Geleneksel halk müziğini elektronik altyapılarla buluştururken sizi motive eden şey neydi?
Halk müziğinin özünde doğallık ve doğaçlama vardır; elektronik müzikte de aynı özgürlük hissi var. İkisini birleştirmek, bana hem köklerime bağlı kalmayı hem de dijitalleşen çağın ruhunu yakalamayı sağlıyor. Yani bir yandan geçmişin hafızasını, bir yandan bugünün sesini aynı potada eritmek diyebilirim. Hep söylediğim gibi ben bağlama aşığı bir insanım. Mesele titreşim; bağlamanın da teli titreşiyor, synthesizer da.
Müzikte frekans aslında bir saniyedeki titreşim sayısı demektir. Bağlamanın sesi doğal bir titreşime sahiptir, synthesizer’ın sesi ise daha yapay ama yine aynı mantıkla, milisaniyeler düzeyinde titreşimlerden oluşur. İkisinin de temelinde titreşim hızı var. Benim yaptığım şey, bu iki dünyayı birleştirmek.
Alevi–Bektaşi nefesleri ve deyişler sizin için sadece müzikal bir form mu, yoksa aynı zamanda bir hayat felsefesi mi?
Kesinlikle sadece bir müzikal form değil. Nefesler, deyişler bir dünya görüşü, bir yaşam anlayışı. İçlerinde insana, doğaya, adalete dair çok derin bir hikmet var. Ben müziği icra ederken sadece notaları değil, o sözlerin felsefesini de hissediyorum. Aslında müzik yaparken bir bakış açısını, bir yaşam felsefesini de aktarıyorum. Dolayısıyla hayatımın ayrılmaz bir parçası. Karacaoğlan, Yunus Emre, Fuzuli… Halk ozanlarının şiirlerini bestelerken her döneme dokunan o derinliği hissetmek çok etkileyici.
Bugünün gençleri halk müziğine nasıl bakıyor sizce?
Gençler halk müziğine aslında çok açık, fakat klasik formda değil. Daha çok başka seslerle harmanlanmış halleri ilgilerini çekiyor. Bu çok doğal çünkü bugünün dünyası da melez bir dünya. Halk müziğini kendi dillerine çevirdiklerinde daha çok sahipleniyorlar. Onların dili rap’ten elektronik müziğe kadar birçok tarzla iç içe. Ama bir bağlama sesi ya da doğru bir söz onlara ulaştığında hemen bağ kuruyorlar. Bunu sahnede çok net görüyorum.

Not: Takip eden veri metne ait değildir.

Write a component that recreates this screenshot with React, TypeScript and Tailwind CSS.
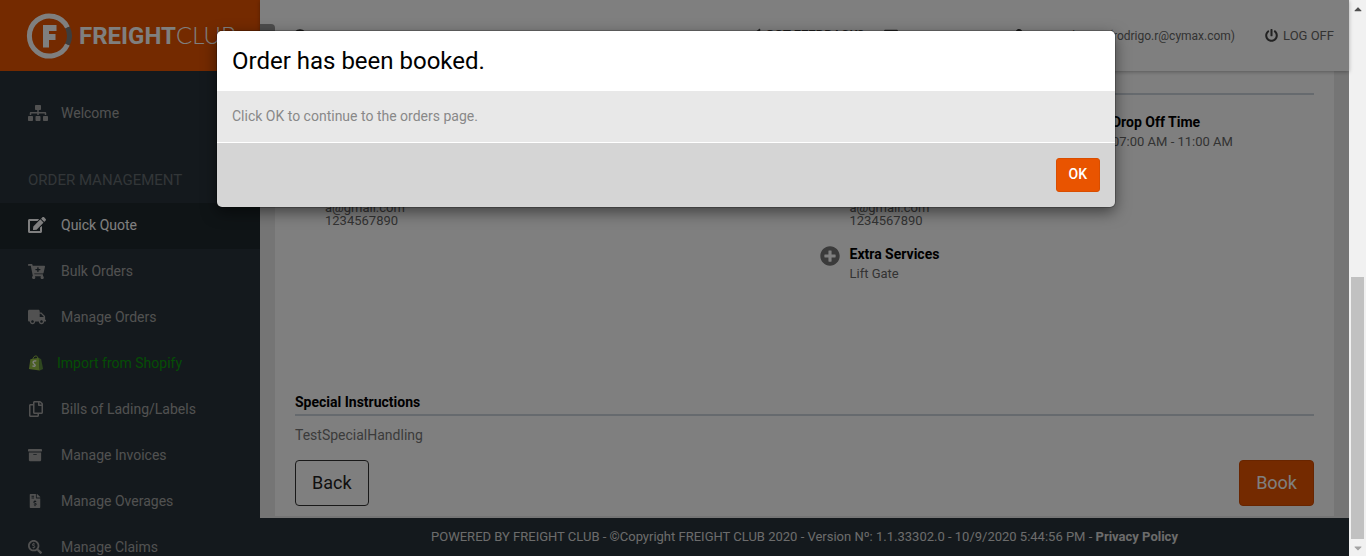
import type { ComponentType } from "react";
import {
  FaArchive,
  FaBullhorn,
  FaCartPlus,
  FaCaretDown,
  FaCaretUp,
  FaEdit,
  FaEnvelope,
  FaFileInvoiceDollar,
  FaPlusCircle,
  FaPowerOff,
  FaRegCopy,
  FaSearchDollar,
  FaSitemap,
  FaTruck,
  FaUser,
  FaUserCircle,
} from "react-icons/fa";

function Logo() {
  return (
    <a href="#" aria-label="Freight Club" className="flex h-[71px] shrink-0 items-center gap-[7px] bg-[#e95400] pl-[26px] text-white">
      <svg viewBox="0 0 46 46" className="size-[46px] shrink-0" fill="none">
        <path d="M41.500 14.500A20 20 0 1 0 41.500 31.500" stroke="#fff" strokeWidth="5" />
        <path d="M41.500 14.500A20 20 0 0 1 41.500 31.500" stroke="#7b7b7b" strokeWidth="5" />
        <path d="M17 12h13.500v6H23v3h6.500v6H23v7.500h-6z" fill="#fff" />
      </svg>
      <span className="flex items-baseline text-2xl leading-none whitespace-nowrap">
        <span className="font-bold">FREIGHT</span>
        <span className="font-[Lato] font-light">CLUB</span>
      </span>
    </a>
  );
}

function ShopifyBag({ className }: { className?: string }) {
  return (
    <svg viewBox="0 0 16 17" className={className}>
      <path d="M4.500 5C5 2 6.500 1 8 1s2 1.500 2 4" fill="none" stroke="#95bf47" strokeWidth="1" />
      <path d="M2 4.500 11 3l1 13.500L.5 14.800z" fill="#95bf47" />
      <path d="M11 3l2.500 1.500L15.500 15 12 16.500z" fill="#5e8e3e" />
      <path d="M8.300 6.500C6.500 5.800 4.900 6.600 4.900 8c0 1.500 2.300 1.600 2.200 3-.1 1.200-1.600 1.300-2.900.4" fill="none" stroke="#fff" strokeWidth="1.500" />
    </svg>
  );
}

type Item = { label: string; icon: ComponentType<{ className?: string }>; active?: boolean; shop?: boolean; size?: string };

const items: Item[] = [
  { label: "Quick Quote", icon: FaEdit, active: true, size: "size-[18px]" },
  { label: "Bulk Orders", icon: FaCartPlus, size: "size-[17px]" },
  { label: "Manage Orders", icon: FaTruck, size: "size-[18px]" },
  { label: "Import from Shopify", icon: ShopifyBag, shop: true, size: "size-4" },
  { label: "Bills of Lading/Labels", icon: FaRegCopy, size: "size-4" },
  { label: "Manage Invoices", icon: FaArchive, size: "size-[14px]" },
  { label: "Manage Overages", icon: FaFileInvoiceDollar, size: "size-[14px]" },
  { label: "Manage Claims", icon: FaSearchDollar, size: "size-[14px]" },
];

function NavItem({ label, icon: Icon, active, shop, size = "size-5" }: Item) {
  return (
    <a
      href="#"
      className={`flex h-[46px] shrink-0 items-center pb-[2px] pl-7 text-sm ${
        active ? "bg-[#1f282d] text-white" : shop ? "text-[#0a9a0a]" : "text-[#a3a3a3]"
      }`}
    >
      <span className={`flex shrink-0 ${shop ? "w-[29px]" : "w-[33px]"}`}>
        <Icon className={size} />
      </span>
      {label}
    </a>
  );
}

function Sidebar() {
  return (
    <aside className="flex w-[260px] shrink-0 flex-col overflow-hidden bg-[#29333a]">
      <Logo />
      <nav className="flex flex-col pt-5">
        <NavItem label="Welcome" icon={FaSitemap} />
        <h2 className="flex h-[66px] items-center pt-5 pl-7 text-[15px] text-[#656c71]">ORDER MANAGEMENT</h2>
        {items.map((item) => (
          <NavItem key={item.label} {...item} />
        ))}
      </nav>
    </aside>
  );
}

function TopBar() {
  return (
    <header className="z-10 flex h-[71px] shrink-0 items-center bg-white pr-[15px] text-[13px] text-[#666] shadow-[0_1px_4px_rgba(0,0,0,0.3)]">
      <button aria-label="Toggle menu" className="h-6 w-[15px] rounded-r-sm bg-[#9a9a9a]" />
      <FaUserCircle className="ml-[18px] size-[14px] text-[#333]" />
      <div className="ml-auto flex items-center">
        <a href="#" className="mr-5 flex items-center gap-1 pb-[2px] font-medium text-[#444]">
          <FaBullhorn className="size-[13px]" />
          GOT FEEDBACK?
        </a>
        <a href="#" aria-label="Messages" className="mr-[114px] pb-[2px]">
          <FaEnvelope className="size-[14px] text-[#444]" />
        </a>
        <a href="#" className="flex items-center gap-7 text-xs">
          <FaUser className="size-[14px] text-[#333]" />
          Rodrigo R (rodrigo.r@cymax.com)
        </a>
        <a href="#" className="ml-[30px] flex items-center gap-[5px]">
          <FaPowerOff className="size-[13px] text-[#444]" />
          LOG OFF
        </a>
      </div>
    </header>
  );
}

function Contact() {
  return (
    <div className="text-[13px] leading-[13px] text-[#666]">
      <p>a@gmail.com</p>
      <p>1234567890</p>
    </div>
  );
}

function Order() {
  return (
    <main className="flex min-h-0 flex-1 flex-col overflow-hidden bg-[#ebebeb] px-[15px] pb-[2px]">
      <section className="flex flex-1 flex-col bg-white px-5 pt-[22px]">
        <div className="flex h-[108px] shrink-0 justify-end border-t-2 border-[#cdd5dd] pt-[17px]">
          <div className="w-[202px]">
            <h3 className="text-sm font-bold text-black">Drop Off Time</h3>
            <p className="text-[13px] leading-5 text-[#666]">07:00 AM - 11:00 AM</p>
          </div>
        </div>
        <div className="grid h-[191px] shrink-0 grid-cols-2">
          <div className="pl-[30px]">
            <Contact />
          </div>
          <div className="pl-[15px]">
            <div className="pl-[30px]">
              <Contact />
            </div>
            <div className="flex items-start gap-[10px] pt-[17px]">
              <FaPlusCircle className="mt-[2px] size-5 text-[#777]" />
              <div>
                <h3 className="text-sm font-bold text-black">Extra Services</h3>
                <p className="text-[13px] leading-5 text-[#666]">Lift Gate</p>
              </div>
            </div>
          </div>
        </div>
        <h3 className="border-b-2 border-[#cdd5dd] pb-[2px] text-sm font-bold text-black">Special Instructions</h3>
        <p className="pt-[9px] text-sm text-[#777]">TestSpecialHandling</p>
        <div className="flex justify-between pt-[15px]">
          <button className="h-[46px] rounded border border-[#333] px-4 text-lg text-[#222]">Back</button>
          <button className="h-[46px] rounded border border-[#d14b00] bg-[#e95400] px-4 text-lg text-white">Book</button>
        </div>
      </section>
    </main>
  );
}

function Scrollbar() {
  return (
    <div aria-hidden="true" className="flex w-[17px] shrink-0 flex-col items-center bg-[#f1f1f1]">
      <FaCaretUp className="mt-[3px] size-3 text-[#505050]" />
      <div className="mt-auto h-[262px] w-[13px] bg-[#c1c1c1]" />
      <FaCaretDown className="mt-[3px] mb-[2px] size-3 text-[#a3a3a3]" />
    </div>
  );
}

function Dialog() {
  return (
    <div className="absolute inset-0 z-20 flex items-start justify-center bg-black/50 pt-[31px] pr-[17px]">
      <div
        role="dialog"
        aria-modal="true"
        aria-labelledby="dialog-title"
        className="w-[898px] overflow-hidden rounded-[5px] bg-[#d5d5d5] shadow-[0_5px_15px_rgba(0,0,0,0.5),0_0_0_1px_rgba(0,0,0,0.2)]"
      >
        <h1 id="dialog-title" className="bg-white px-[15px] pt-[14px] pb-[13px] text-2xl leading-[33px] text-black">
          Order has been booked.
        </h1>
        <p className="border-b border-white bg-[#e8e8e8] px-[15px] pt-[15px] pb-4 text-sm text-[#888]">
          Click OK to continue to the orders page.
        </p>
        <div className="flex justify-end p-[15px]">
          <button className="h-[34px] rounded-[3px] border border-[#d94e00] bg-[#e95400] px-3 pb-[2px] text-sm font-medium text-white">OK</button>
        </div>
      </div>
    </div>
  );
}

export default function App() {
  return (
    <div className="flex h-screen overflow-hidden font-[Roboto,sans-serif]">
      <div className="relative flex min-w-0 flex-1">
        <Sidebar />
        <div className="flex min-w-0 flex-1 flex-col">
          <TopBar />
          <Order />
          <footer className="h-[38px] shrink-0 bg-[#29333a] pt-[9px] text-center text-[13px] leading-5 text-[#d8d8d8]">
            POWERED BY FREIGHT CLUB - ©Copyright FREIGHT CLUB 2020 - Version Nº: 1.1.33302.0 - 10/9/2020 5:44:56 PM -{" "}
            <a href="#" className="font-bold">Privacy Policy</a>
          </footer>
        </div>
        <Dialog />
      </div>
      <Scrollbar />
    </div>
  );
}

Dijital çağda Anadolu müziğinin geleceğini nasıl görüyorsunuz?
Dijital çağ Anadolu müziğine büyük bir alan açıyor. Eskiden lokal kalabilen bir tür, bugün dünyanın her yerine ulaşabiliyor. Spotify’dan YouTube’a, sahnelerden sosyal medyaya bu müzik artık çok daha görünür. Gelecekte daha çok işbirliği, daha çok keşif olacak. Anadolu’nun sesleri dijital çağın hızına ayak uydurdukça sınırları aşmaya devam edecek.
Son olarak MESAM için düşünceleriniz neler?

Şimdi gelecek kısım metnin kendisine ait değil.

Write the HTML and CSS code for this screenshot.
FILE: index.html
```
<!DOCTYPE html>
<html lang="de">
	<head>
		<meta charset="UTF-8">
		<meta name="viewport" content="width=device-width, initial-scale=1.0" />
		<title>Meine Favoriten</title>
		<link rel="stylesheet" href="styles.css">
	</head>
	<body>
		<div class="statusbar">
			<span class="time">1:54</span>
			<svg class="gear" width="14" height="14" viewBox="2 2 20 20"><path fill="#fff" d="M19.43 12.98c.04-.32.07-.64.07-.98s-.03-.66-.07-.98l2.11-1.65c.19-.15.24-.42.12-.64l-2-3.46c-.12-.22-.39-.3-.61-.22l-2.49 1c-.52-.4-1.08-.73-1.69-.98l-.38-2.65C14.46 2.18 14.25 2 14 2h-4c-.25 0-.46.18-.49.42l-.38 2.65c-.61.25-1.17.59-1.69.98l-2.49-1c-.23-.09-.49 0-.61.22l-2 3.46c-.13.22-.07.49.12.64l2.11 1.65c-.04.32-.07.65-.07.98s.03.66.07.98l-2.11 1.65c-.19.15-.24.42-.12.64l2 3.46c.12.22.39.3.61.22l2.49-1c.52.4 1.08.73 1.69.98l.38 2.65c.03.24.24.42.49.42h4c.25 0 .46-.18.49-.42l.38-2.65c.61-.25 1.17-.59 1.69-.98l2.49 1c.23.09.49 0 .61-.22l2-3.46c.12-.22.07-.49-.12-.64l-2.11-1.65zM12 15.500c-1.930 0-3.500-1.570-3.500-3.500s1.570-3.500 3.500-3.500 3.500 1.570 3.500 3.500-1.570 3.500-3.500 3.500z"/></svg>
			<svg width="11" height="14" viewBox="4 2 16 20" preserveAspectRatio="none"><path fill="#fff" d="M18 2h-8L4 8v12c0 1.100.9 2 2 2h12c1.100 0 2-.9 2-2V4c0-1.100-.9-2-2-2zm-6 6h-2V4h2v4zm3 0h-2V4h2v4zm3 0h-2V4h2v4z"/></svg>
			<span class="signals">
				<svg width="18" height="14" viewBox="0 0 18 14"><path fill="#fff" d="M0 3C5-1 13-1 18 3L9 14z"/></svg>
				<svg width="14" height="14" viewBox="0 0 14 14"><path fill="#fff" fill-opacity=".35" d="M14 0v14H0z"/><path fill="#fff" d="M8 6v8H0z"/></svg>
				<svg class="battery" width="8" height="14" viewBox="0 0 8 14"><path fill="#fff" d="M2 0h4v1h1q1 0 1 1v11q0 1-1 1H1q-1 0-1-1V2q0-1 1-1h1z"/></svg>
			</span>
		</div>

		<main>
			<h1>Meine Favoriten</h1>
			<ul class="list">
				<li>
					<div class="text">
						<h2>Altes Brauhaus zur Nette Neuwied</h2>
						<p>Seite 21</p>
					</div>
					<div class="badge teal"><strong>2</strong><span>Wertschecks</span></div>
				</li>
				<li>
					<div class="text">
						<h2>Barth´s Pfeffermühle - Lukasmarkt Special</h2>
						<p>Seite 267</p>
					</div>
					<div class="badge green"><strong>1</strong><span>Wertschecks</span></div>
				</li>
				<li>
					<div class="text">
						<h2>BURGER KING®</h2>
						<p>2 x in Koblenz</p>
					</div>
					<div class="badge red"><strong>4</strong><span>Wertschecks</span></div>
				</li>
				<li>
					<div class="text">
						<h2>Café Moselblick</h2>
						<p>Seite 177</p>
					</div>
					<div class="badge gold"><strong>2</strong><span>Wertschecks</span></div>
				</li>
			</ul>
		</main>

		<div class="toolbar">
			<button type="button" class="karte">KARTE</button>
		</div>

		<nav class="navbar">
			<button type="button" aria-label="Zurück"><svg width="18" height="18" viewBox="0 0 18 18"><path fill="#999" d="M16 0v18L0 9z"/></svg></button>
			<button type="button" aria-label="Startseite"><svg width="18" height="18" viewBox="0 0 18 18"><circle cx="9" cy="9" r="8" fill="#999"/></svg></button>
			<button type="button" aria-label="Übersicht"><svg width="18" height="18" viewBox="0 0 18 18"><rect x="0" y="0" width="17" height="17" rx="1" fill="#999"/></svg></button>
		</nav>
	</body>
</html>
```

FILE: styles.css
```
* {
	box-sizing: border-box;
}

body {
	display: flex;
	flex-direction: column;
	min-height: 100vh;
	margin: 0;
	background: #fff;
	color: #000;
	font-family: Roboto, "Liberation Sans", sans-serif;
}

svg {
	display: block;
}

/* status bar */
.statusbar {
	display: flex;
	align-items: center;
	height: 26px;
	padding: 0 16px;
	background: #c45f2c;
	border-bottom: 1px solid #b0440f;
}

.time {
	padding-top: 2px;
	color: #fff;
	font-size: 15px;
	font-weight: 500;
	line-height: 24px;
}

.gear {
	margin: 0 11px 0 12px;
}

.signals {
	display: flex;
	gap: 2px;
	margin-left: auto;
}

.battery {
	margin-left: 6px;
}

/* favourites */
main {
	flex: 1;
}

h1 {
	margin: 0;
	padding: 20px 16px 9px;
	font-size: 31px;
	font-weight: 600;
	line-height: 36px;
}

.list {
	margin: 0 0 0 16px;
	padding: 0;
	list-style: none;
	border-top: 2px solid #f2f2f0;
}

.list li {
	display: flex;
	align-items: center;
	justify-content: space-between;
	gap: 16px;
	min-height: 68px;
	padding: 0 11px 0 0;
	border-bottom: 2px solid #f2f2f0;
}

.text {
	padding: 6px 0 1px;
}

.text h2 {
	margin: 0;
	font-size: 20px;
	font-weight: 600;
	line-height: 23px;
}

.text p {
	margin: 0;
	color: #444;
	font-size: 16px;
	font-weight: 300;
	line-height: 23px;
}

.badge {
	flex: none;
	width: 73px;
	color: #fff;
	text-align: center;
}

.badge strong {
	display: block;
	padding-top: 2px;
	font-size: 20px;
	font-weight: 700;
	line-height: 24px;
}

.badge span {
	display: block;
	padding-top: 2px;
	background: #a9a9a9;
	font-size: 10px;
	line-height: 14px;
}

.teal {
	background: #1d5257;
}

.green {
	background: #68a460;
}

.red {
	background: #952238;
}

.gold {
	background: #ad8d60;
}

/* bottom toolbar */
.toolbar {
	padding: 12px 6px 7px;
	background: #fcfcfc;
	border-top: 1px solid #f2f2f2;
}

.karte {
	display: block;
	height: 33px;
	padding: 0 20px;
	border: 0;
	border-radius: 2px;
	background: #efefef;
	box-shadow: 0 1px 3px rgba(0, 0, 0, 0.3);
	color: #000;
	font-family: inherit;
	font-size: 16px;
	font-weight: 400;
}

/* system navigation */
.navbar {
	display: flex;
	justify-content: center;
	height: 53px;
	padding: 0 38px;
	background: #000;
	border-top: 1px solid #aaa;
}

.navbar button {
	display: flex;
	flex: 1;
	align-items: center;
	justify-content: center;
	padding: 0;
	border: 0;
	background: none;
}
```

MESAM bizim ortak çatımız. Doğru işlediğinde sanatçının emeğini koruyan çok önemli bir kurum. Birliktelik içinde haklarımızı savunmak çok değerli. Ben her zaman daha şeffaf, daha kapsayıcı bir MESAM’dan yanayım. Çünkü sanatçının yalnız kalmaması, emeğinin korunması çok hayati.